→ **Aim**: Go through the material and pull out every line with the string "screenshot" in it.

####

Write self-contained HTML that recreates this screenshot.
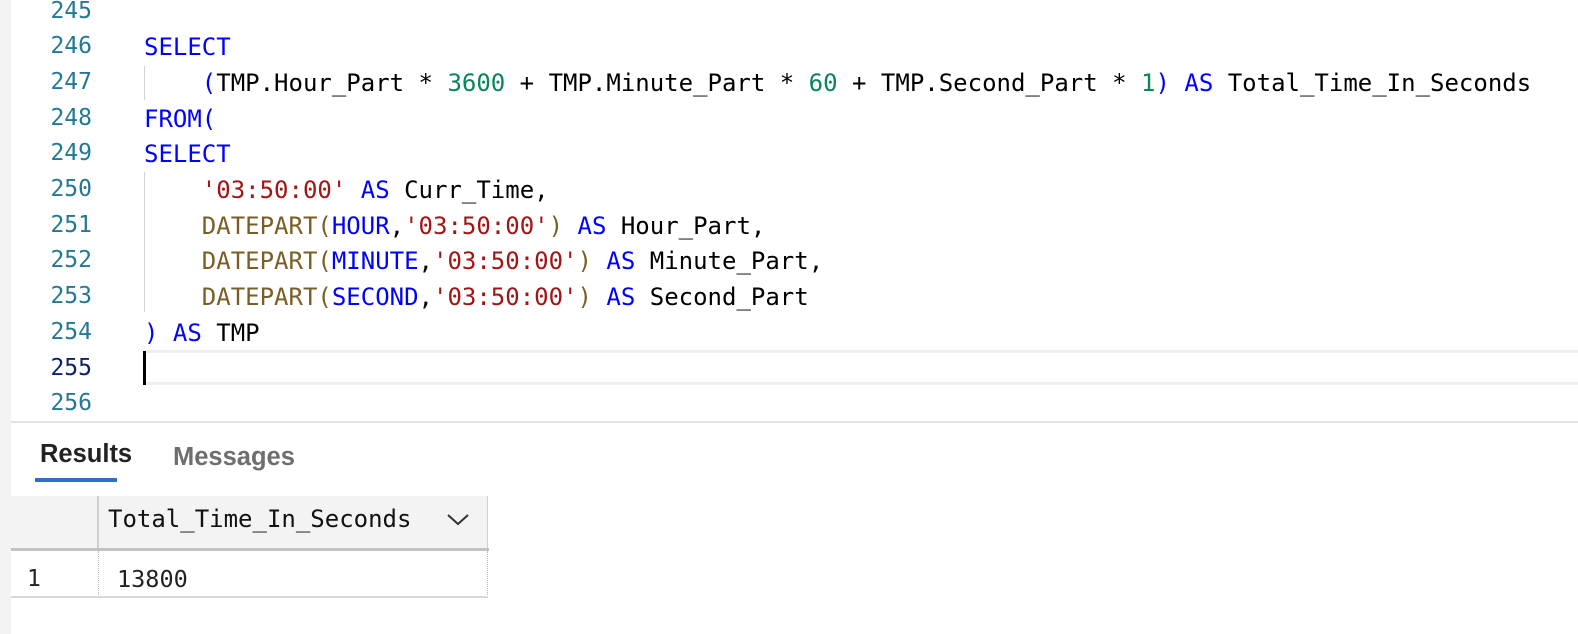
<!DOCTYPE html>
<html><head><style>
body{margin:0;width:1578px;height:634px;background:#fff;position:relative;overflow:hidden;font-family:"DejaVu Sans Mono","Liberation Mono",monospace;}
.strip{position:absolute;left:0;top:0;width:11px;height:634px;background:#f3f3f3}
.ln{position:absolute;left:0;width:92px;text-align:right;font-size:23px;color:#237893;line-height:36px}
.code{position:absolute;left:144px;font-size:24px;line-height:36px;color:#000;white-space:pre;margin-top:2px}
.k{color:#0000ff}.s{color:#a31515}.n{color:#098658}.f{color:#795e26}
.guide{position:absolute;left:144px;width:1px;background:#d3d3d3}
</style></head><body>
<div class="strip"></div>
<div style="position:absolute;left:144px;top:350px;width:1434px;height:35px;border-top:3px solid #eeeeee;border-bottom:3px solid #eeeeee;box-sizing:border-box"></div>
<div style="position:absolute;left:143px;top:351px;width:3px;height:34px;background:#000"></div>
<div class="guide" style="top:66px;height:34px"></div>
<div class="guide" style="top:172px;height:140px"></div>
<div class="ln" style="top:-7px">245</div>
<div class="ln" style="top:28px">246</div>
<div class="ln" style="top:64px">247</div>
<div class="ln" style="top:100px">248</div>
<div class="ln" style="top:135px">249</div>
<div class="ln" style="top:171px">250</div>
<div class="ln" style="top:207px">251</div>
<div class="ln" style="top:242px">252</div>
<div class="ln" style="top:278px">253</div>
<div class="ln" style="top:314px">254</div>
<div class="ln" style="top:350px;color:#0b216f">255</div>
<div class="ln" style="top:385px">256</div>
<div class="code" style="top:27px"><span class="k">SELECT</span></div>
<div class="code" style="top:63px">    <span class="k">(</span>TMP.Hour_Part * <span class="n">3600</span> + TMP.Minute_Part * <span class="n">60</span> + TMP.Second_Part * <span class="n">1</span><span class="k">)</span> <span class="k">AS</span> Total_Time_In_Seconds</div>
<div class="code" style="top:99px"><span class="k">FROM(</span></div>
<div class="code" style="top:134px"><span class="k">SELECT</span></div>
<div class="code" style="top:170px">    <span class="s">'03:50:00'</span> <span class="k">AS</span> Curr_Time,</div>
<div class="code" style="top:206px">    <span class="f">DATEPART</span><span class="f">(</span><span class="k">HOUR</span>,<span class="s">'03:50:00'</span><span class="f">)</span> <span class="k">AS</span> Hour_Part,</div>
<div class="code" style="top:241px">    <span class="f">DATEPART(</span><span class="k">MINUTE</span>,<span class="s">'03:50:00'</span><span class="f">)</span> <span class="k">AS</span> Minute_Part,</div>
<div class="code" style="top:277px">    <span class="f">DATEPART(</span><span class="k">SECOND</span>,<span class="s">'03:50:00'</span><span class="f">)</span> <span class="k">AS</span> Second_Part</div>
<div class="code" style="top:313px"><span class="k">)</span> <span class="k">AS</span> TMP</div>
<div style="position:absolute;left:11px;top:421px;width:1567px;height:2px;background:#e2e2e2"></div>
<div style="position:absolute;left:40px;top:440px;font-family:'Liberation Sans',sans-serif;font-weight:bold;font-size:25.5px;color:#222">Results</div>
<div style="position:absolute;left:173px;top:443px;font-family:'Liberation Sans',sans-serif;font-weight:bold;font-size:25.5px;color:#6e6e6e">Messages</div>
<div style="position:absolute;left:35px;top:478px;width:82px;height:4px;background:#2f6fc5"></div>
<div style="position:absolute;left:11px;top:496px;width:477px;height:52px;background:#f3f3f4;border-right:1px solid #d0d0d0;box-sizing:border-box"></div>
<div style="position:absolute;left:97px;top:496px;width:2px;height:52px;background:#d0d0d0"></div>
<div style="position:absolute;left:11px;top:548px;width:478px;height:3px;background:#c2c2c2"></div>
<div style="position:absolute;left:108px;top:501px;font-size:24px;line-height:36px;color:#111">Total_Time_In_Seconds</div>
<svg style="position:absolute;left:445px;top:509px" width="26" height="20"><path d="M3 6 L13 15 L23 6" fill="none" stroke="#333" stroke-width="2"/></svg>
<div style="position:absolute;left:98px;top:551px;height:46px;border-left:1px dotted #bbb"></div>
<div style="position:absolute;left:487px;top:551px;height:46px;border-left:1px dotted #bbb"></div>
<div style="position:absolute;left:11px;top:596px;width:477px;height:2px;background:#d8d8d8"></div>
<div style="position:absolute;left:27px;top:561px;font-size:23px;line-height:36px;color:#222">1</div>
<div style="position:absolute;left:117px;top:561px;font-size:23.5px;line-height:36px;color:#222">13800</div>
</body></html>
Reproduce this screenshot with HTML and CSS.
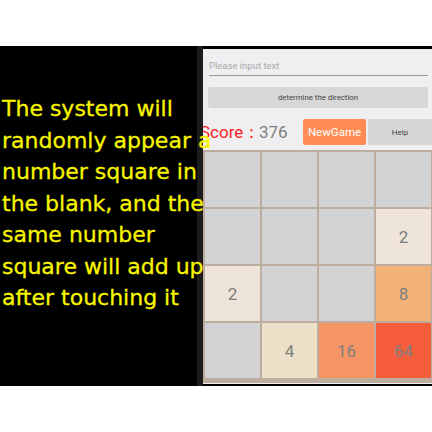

####

→ **Response**:
Write self-contained HTML that recreates this screenshot.
Reproduce this screenshot with HTML and CSS.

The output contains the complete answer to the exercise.